兄弟愛を感じる教会奉仕2011年01月27日 09時14分

 神学院の木曜朝の食卓でのショート・ディボーション(5分間)の順番がまた回ってきました。3年生としては、これが最後であり、4年生になったら神学院を離れてインターン実習の地に向かうことと思いますので、これが最後になる可能性が大きいと思っています。神学院での3年間の学びの締めくくりとして、ふさわしいものにしたいと思って原稿を作りました。読んでみていただければ感謝です。よろしくお願いいたします。

「兄弟愛を感じる教会奉仕」

聖書箇所:ローマ人への手紙12章10,11節
「兄弟愛をもって心から互いに愛し合い、尊敬をもって互いに人を自分よりまさっていると思いなさい。勤勉で怠らず、霊に燃え、主に仕えなさい。」

 皆さんは、俵万智の『サラダ記念日』という歌集をご存知でしょうか。1987年に発行され、短歌の本としては空前の280万部の大ベストセラーを記録した歌集です。その『サラダ記念日』の中に次のような短歌があります。

 「寒いね」と話しかければ 「寒いね」と答える人のいる あたたかさ

 作者はもしかしたらこの歌を恋愛の歌として詠んだかもしれません。しかし、この歌を味わう私たちは必ずしも恋愛の歌としてとらえる必要はないと思います。

 「寒いね」と話しかければ 「寒いね」と答える人のいる あたたかさ

 私は最近、船橋教会の夜の路傍伝道で、この短歌と同じような体験をしています。寒い中で伝道する私たちは、傍から見ると、もしかしたら、寒中水泳や武道の寒稽古などのような苦行を行っているようにも見えるかもしれません。しかし、路傍伝道を行っている私たちは不思議な連帯感でつながっており、そこに暖かいものを感じています。路傍伝道が終わって教会に戻り、暖かい飲み物を飲みながら、「きょうは寒かったですね~」などと語り合う時、とても暖かい気持ちになります。そこにイエス・キリストがいらっしゃり、私たちをねぎらってくださっていることを感じます。

 このことから私は次のことを考えました。

 奉仕が信仰的なものであるか、苦行的なものであるかの差は紙一重である。その紙一重の差は、奉仕しているお互いの中に兄弟愛があるかないかで決まるのではないか、ということです。きょうの聖書箇所で言えば、兄弟愛がなければ、勤勉な奉仕をしても、律法主義的な苦行になってしまう、ということです。そこに愛があり、イエス・キリストの臨在を感ずればこそ、霊に燃やされて、主に仕えることができるのではないでしょうか。信仰と苦行の分岐点における差は紙一重であっても、その先は大きく異なってきます。

 このように、教会における奉仕では、そこにイエス・キリストを感じるかどうかは、決定的に重要なことです。

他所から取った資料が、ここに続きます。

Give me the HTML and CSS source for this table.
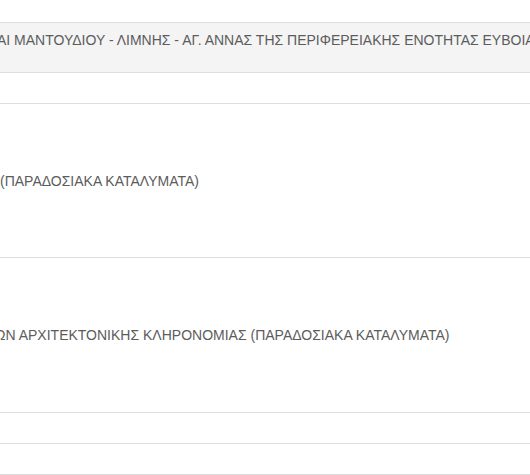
FILE: index.html
```html
<!DOCTYPE html>
<html lang="el">
<head>
<meta charset="utf-8">
<title>Πίνακας</title>
<link rel="stylesheet" href="styles.css">
</head>
<body>
<div class="table">
  <div class="row head"><span class="cell-text shift-a">ΑΙ ΜΑΝΤΟΥΔΙΟΥ - ΛΙΜΝΗΣ - ΑΓ. ΑΝΝΑΣ ΤΗΣ ΠΕΡΙΦΕΡΕΙΑΚΗΣ ΕΝΟΤΗΤΑΣ ΕΥΒΟΙΑΣ</span></div>
  <div class="row short"></div>
  <div class="row tall"><span class="cell-text shift-b">(ΠΑΡΑΔΟΣΙΑΚΑ ΚΑΤΑΛΥΜΑΤΑ)</span></div>
  <div class="row tall tall-2"><span class="cell-text shift-c">ΩΝ ΑΡΧΙΤΕΚΤΟΝΙΚΗΣ ΚΛΗΡΟΝΟΜΙΑΣ (ΠΑΡΑΔΟΣΙΑΚΑ ΚΑΤΑΛΥΜΑΤΑ)</span></div>
  <div class="row short"></div>
  <div class="row short"></div>
</div>
</body>
</html>
```
FILE: styles.css
```css
html, body {
  margin: 0;
  padding: 0;
  background: #ffffff;
}
body {
  font-family: "Liberation Sans", Arial, sans-serif;
  font-size: 14px;
  line-height: 20px;
  color: #5c5c5c;
  overflow: hidden;
  width: 530px;
  height: 475px;
}
.table {
  margin-top: 22px;
  border-top: 1px solid #dddddd;
  width: 530px;
  overflow: hidden;
}
.row {
  display: flex;
  box-sizing: border-box;
  border-bottom: 1px solid #dddddd;
  white-space: nowrap;
}
.head {
  background: #f4f4f4;
  height: 50px;
  align-items: flex-start;
  padding-top: 7px;
}
.short {
  height: 31px;
}
.tall {
  height: 154px;
  align-items: center;
}
.tall-2 {
  height: 155px;
}
.cell-text {
  display: block;
}
.shift-a {
  margin-left: -3px;
}
.shift-b {
  margin-left: 0;
}
.shift-c {
  margin-left: -5px;
}
```
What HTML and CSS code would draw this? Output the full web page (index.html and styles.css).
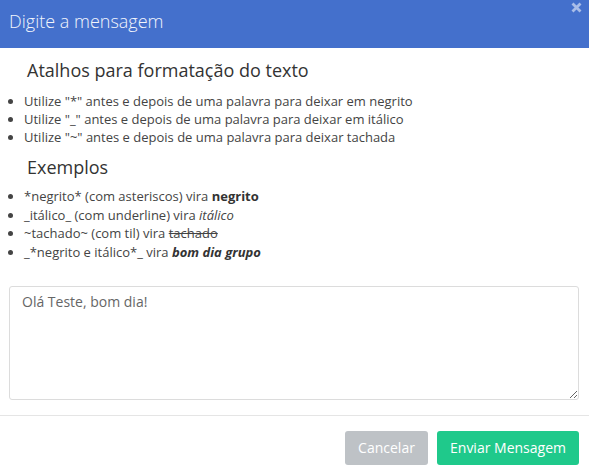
FILE: index.html
```html
<!DOCTYPE html>
<html lang="pt">
<head>
<meta charset="utf-8">
<title>Digite a mensagem</title>
<link rel="stylesheet" href="styles.css">
</head>
<body>
<div class="modal">
  <div class="modal-header">
    <h4 class="modal-title">Digite a mensagem</h4>
    <span class="close">
      <svg width="11" height="11" viewBox="0 0 11 11"><path d="M1.5 1.5 L9.5 9.5 M9.5 1.5 L1.5 9.5" stroke="#a9bde8" stroke-width="2.8" stroke-linecap="butt"/></svg>
    </span>
  </div>
  <div class="modal-body">
    <h3 class="section-title">Atalhos para formatação do texto</h3>
    <ul class="list">
      <li>Utilize "*" antes e depois de uma palavra para deixar em negrito</li>
      <li>Utilize "_" antes e depois de uma palavra para deixar em itálico</li>
      <li>Utilize "~" antes e depois de uma palavra para deixar tachada</li>
    </ul>
    <h3 class="section-title">Exemplos</h3>
    <ul class="list list-examples">
      <li>*negrito* (com asteriscos) vira <b>negrito</b></li>
      <li>_itálico_ (com underline) vira <i>itálico</i></li>
      <li>~tachado~ (com til) vira <s>tachado</s></li>
      <li>_*negrito e itálico*_ vira <b><i>bom dia grupo</i></b></li>
    </ul>
    <textarea class="message">Olá Teste, bom dia!</textarea>
  </div>
  <div class="modal-footer">
    <button class="btn btn-cancel">Cancelar</button>
    <button class="btn btn-send">Enviar Mensagem</button>
  </div>
</div>
</body>
</html>
```
FILE: styles.css
```css
* { box-sizing: border-box; }
html, body { margin: 0; padding: 0; background: #fff; }
body {
  font-family: "Open Sans", "Liberation Sans", sans-serif;
  color: #333;
  width: 589px;
  height: 474px;
  overflow: hidden;
}
.modal { display: flex; flex-direction: column; }
.modal-header {
  background: #4470cc;
  height: 48px;
  padding: 0 9px;
  display: flex;
  align-items: center;
  justify-content: space-between;
  position: relative;
}
.modal-title {
  margin: 0;
  font-weight: 300;
  font-size: 18px;
  color: #f2f5fc;
  line-height: 20px;
  margin-top: -7px;
}
.close {
  position: absolute;
  top: 2px;
  right: 7px;
  display: flex;
}
.modal-body {
  padding: 11px 9px 15px 9px;
  display: flex;
  flex-direction: column;
}
.section-title {
  margin: 0 0 0 18px;
  font-weight: 400;
  font-size: 18px;
  line-height: 22px;
  color: #333;
}
.list {
  margin: 11px 0 10px 0;
  padding-left: 15px;
  font-size: 13px;
  line-height: 18px;
  color: #444;
}
.list-examples { line-height: 18.5px; margin-top: 9px; margin-bottom: 25px; }
.list b { font-weight: 700; color: #333; }
.list s { text-decoration: line-through; }
.message {
  display: block;
  width: 570px;
  height: 114px;
  border: 1px solid #dcdcdc;
  border-radius: 3px;
  padding: 5px 12px 6px 12px;
  font-family: "Open Sans", "Liberation Sans", sans-serif;
  font-size: 14px;
  line-height: 20px;
  color: #666;
  resize: vertical;
  margin: 0;
}
.modal-footer {
  border-top: 1px solid #e5e5e5;
  padding: 15px 10px 15px 9px;
  display: flex;
  justify-content: flex-end;
  gap: 9px;
}
.btn {
  font-family: "Open Sans", "Liberation Sans", sans-serif;
  font-size: 14px;
  line-height: 20px;
  height: 34px;
  padding: 6px 12px;
  border: none;
  border-radius: 3px;
  color: #fff;
}
.btn-cancel { background: #bec2c6; width: 83px; }
.btn-send { background: #1fc98b; width: 142px; }
```
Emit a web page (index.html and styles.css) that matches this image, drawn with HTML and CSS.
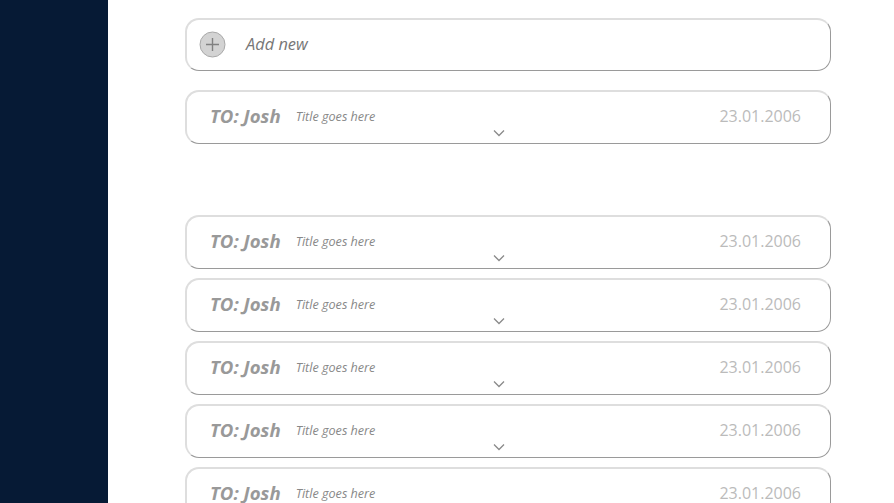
FILE: index.html
```html
<!DOCTYPE html>
<html>
<head>
<meta charset="utf-8">
<link rel="stylesheet" href="styles.css">
</head>
<body>
<div class="app">
  <aside class="sidebar"></aside>
  <main class="main">
    <div class="card add">
      <span class="plus"><svg width="27" height="27" viewBox="0 0 27 27"><circle cx="13.5" cy="13.5" r="12.5" fill="#d3d3d3" stroke="#a8a8a8" stroke-width="1"/><path d="M13.5 7v13M7 13.5h13" stroke="#808080" stroke-width="1.4"/></svg></span>
      <span class="add-label">Add new</span>
    </div>
    <div class="card msg first">
      <span class="to">TO: Josh</span><span class="title">Title goes here</span><span class="date">23.01.2006</span>
      <svg class="chev" width="12" height="8" viewBox="0 0 12 8"><path d="M1 1.5l5 5 5-5" fill="none" stroke="#8a8a8a" stroke-width="1.3"/></svg>
    </div>
    <div class="list">
      <div class="card msg">
        <span class="to">TO: Josh</span><span class="title">Title goes here</span><span class="date">23.01.2006</span>
        <svg class="chev" width="12" height="8" viewBox="0 0 12 8"><path d="M1 1.5l5 5 5-5" fill="none" stroke="#8a8a8a" stroke-width="1.3"/></svg>
      </div>
      <div class="card msg">
        <span class="to">TO: Josh</span><span class="title">Title goes here</span><span class="date">23.01.2006</span>
        <svg class="chev" width="12" height="8" viewBox="0 0 12 8"><path d="M1 1.5l5 5 5-5" fill="none" stroke="#8a8a8a" stroke-width="1.3"/></svg>
      </div>
      <div class="card msg">
        <span class="to">TO: Josh</span><span class="title">Title goes here</span><span class="date">23.01.2006</span>
        <svg class="chev" width="12" height="8" viewBox="0 0 12 8"><path d="M1 1.5l5 5 5-5" fill="none" stroke="#8a8a8a" stroke-width="1.3"/></svg>
      </div>
      <div class="card msg">
        <span class="to">TO: Josh</span><span class="title">Title goes here</span><span class="date">23.01.2006</span>
        <svg class="chev" width="12" height="8" viewBox="0 0 12 8"><path d="M1 1.5l5 5 5-5" fill="none" stroke="#8a8a8a" stroke-width="1.3"/></svg>
      </div>
      <div class="card msg">
        <span class="to">TO: Josh</span><span class="title">Title goes here</span><span class="date">23.01.2006</span>
        <svg class="chev" width="12" height="8" viewBox="0 0 12 8"><path d="M1 1.5l5 5 5-5" fill="none" stroke="#8a8a8a" stroke-width="1.3"/></svg>
      </div>
    </div>
  </main>
</div>
</body>
</html>
```
FILE: styles.css
```css
html, body {
  margin: 0;
  padding: 0;
  height: 100%;
  overflow: hidden;
  background: #fff;
  font-family: "Open Sans", "Noto Sans", sans-serif;
}
.app {
  display: flex;
  height: 503px;
}
.sidebar {
  width: 108px;
  flex: none;
  background: #061a35;
}
.main {
  flex: 1;
  padding: 18px 0 0 77px;
  display: flex;
  flex-direction: column;
}
.card {
  box-sizing: border-box;
  width: 646px;
  height: 54px;
  flex: none;
  border-radius: 14px;
  border-top: 2px solid #dedede;
  border-left: 2px solid #dedede;
  border-right: 1px solid #9a9a9a;
  border-bottom: 1px solid #9a9a9a;
  background: #fff;
  display: flex;
  align-items: center;
  position: relative;
}
.add {
  height: 53px;
  padding-left: 12px;
  padding-bottom: 1px;
}
.plus {
  display: flex;
  width: 27px;
  height: 27px;
}
.add-label {
  margin-left: 20px;
  font-style: italic;
  font-size: 16.4px;
  color: #777;
  padding-bottom: 3px;
}
.msg {
  padding: 0 29px 5px 23px;
}
.msg.first {
  margin-top: 19px;
}
.to {
  font-weight: 700;
  font-style: italic;
  font-size: 18.6px;
  color: #999;
}
.title {
  margin-left: 15px;
  font-style: italic;
  font-size: 12.6px;
  color: #888;
  padding-top: 3px;
}
.date {
  margin-left: auto;
  font-size: 16px;
  color: #bbb;
  padding-top: 1px;
}
.chev {
  position: absolute;
  left: 306px;
  top: 37px;
}
.list {
  margin-top: 71px;
  display: flex;
  flex-direction: column;
  gap: 9px;
}
```
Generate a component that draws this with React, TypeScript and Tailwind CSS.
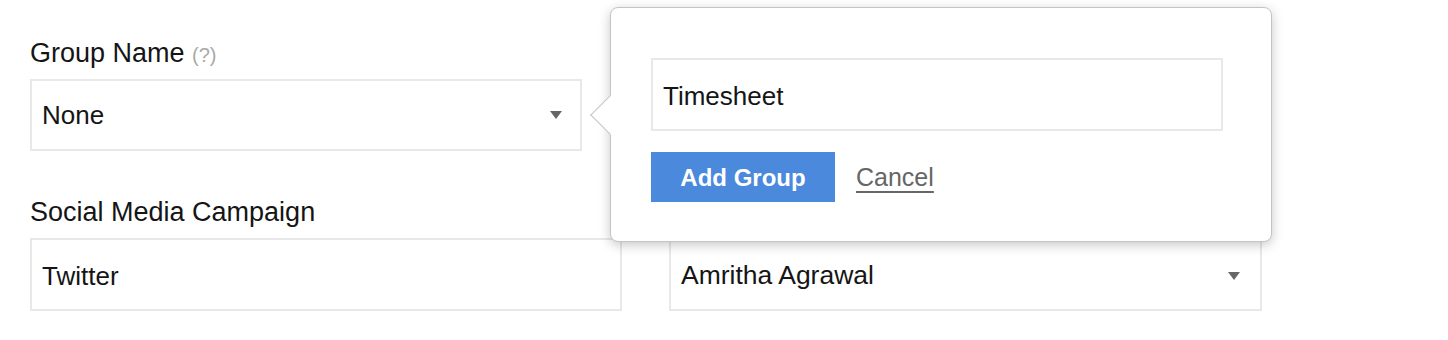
import React from "react";

function Caret() {
  return (
    <svg width="12" height="8" viewBox="0 0 12 8" className="shrink-0">
      <polygon points="0,0 12,0 6,8" fill="#666666" />
    </svg>
  );
}

function Label({ children }: { children?: React.ReactNode }) {
  return <div className="h-[28px] text-[27px] leading-[28px] text-[#151515] whitespace-nowrap">{children}</div>;
}

export default function App() {
  return (
    <div className="relative w-[1448px] h-[340px] bg-white overflow-hidden font-['Liberation_Sans',Arial,sans-serif]">
      <div className="pl-[30px] pt-[39px]">
        {/* Group name */}
        <Label>
          Group Name <span className="text-[20px] text-[#aaaaaa]">(?)</span>
        </Label>
        <div className="mt-[12px] w-[552px] h-[72px] border-2 border-[#e8e8e8] flex items-center justify-between pl-[10px] pr-[18px]">
          <span className="text-[26px] text-[#151515]">None</span>
          <Caret />
        </div>

        {/* Second row */}
        <div className="mt-[47px] flex gap-[47px]">
          <div className="w-[592px]">
            <Label>Social Media Campaign</Label>
            <div className="mt-[12px] h-[73px] border-2 border-[#e8e8e8] flex items-center pl-[10px] pt-[3px]">
              <span className="text-[26px] text-[#151515]">Twitter</span>
            </div>
          </div>
          <div className="w-[593px]">
            <Label />
            <div className="mt-[12px] h-[73px] border-2 border-[#e8e8e8] flex items-center justify-between pl-[10px] pr-[20px] pt-[3px]">
              <span className="text-[26.5px] text-[#151515]">Amritha Agrawal</span>
              <Caret />
            </div>
          </div>
        </div>
      </div>

      {/* Add group popover */}
      <div className="absolute left-[610px] top-[7px] w-[662px] h-[235px] bg-white border border-[#c4c4c4] rounded-[8px] shadow-[0_3px_12px_rgba(0,0,0,0.22)]">
        <div className="absolute left-[-15px] top-[93px] w-[28px] h-[28px] rotate-45 bg-white border-l border-b border-[#c4c4c4]" />
        <div className="relative pl-[40px] pt-[50px]">
          <div className="w-[572px] h-[73px] border-2 border-[#e8e8e8] flex items-center pl-[10px] pt-[3px]">
            <span className="text-[26px] text-[#151515]">Timesheet</span>
          </div>
          <div className="mt-[21px] flex items-center gap-[21px]">
            <button className="w-[184px] h-[50px] bg-[#4a89dc] text-white text-[24px] font-bold pt-[1px]">Add Group</button>
            <button className="text-[25px] text-[#666666] underline underline-offset-[5px] pt-[2px]">Cancel</button>
          </div>
        </div>
      </div>
    </div>
  );
}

 ここで、ちょっと視点を変えて、冬のバードウォッチングの会のことを考えてみます。私は教会に通うようになる前、日曜日はよくこのバードウォッチングの会に参加していました。この会の第一の目的は鳥を見ることです。いくら参加者同士の交流ができても、もし鳥をぜんぜん見ることができなかったなら、いくら「寒いですね」とお互いに言い合っても、それはただの苦行です。そこにイエス・キリストがいないからです。

 しかし、冬の路傍伝道では、説教に誰一人立ち止まってくれなくても、チラシをほとんど受け取ってもらえなかったとしても、「寒いですね」と言い合うと、心と体が暖まります。そこに兄弟愛があり、イエス・キリストがいらっしゃるからです。

 私たちは何年生であっても、やがてこの神学院を卒業し、教会でイエス・キリストを宣べ伝える働きにつきます。その時、私たちは、聖書の中のイエス・キリストだけではなく、今も生きておられ、私たちと共にいてくださるイエス・キリストの臨在をしっかりと伝えていかなければなりません。いまだイエス・キリストの恵みを知らない方々に、イエス・キリストの臨在を伝えるのは本当に難しいことだと思います。しかし、きょうご紹介した短歌、

 「寒いね」と話しかければ 「寒いね」と答える人のいる あたたかさ

が、とても重要なヒントになると思います。教会の中に存在する兄弟愛がイエス・キリストの臨在に気付かせてくれるのです。

 私たちはこれから牧会するに当たって、教会の中に兄弟愛がどれくらいあるだろうかということに、絶えず気を配っていく必要があると思います。

 初めて教会に来て、イエス・キリストの恵みをまだ知らない方でも、不思議なあたたかさを感じ、すぐまた来たくなる教会、そうして、あまり時をおかずにイエス・キリストの臨在に気付くことができる、そんな教会を聖霊に教えを請いながら目指していけたら、と思います。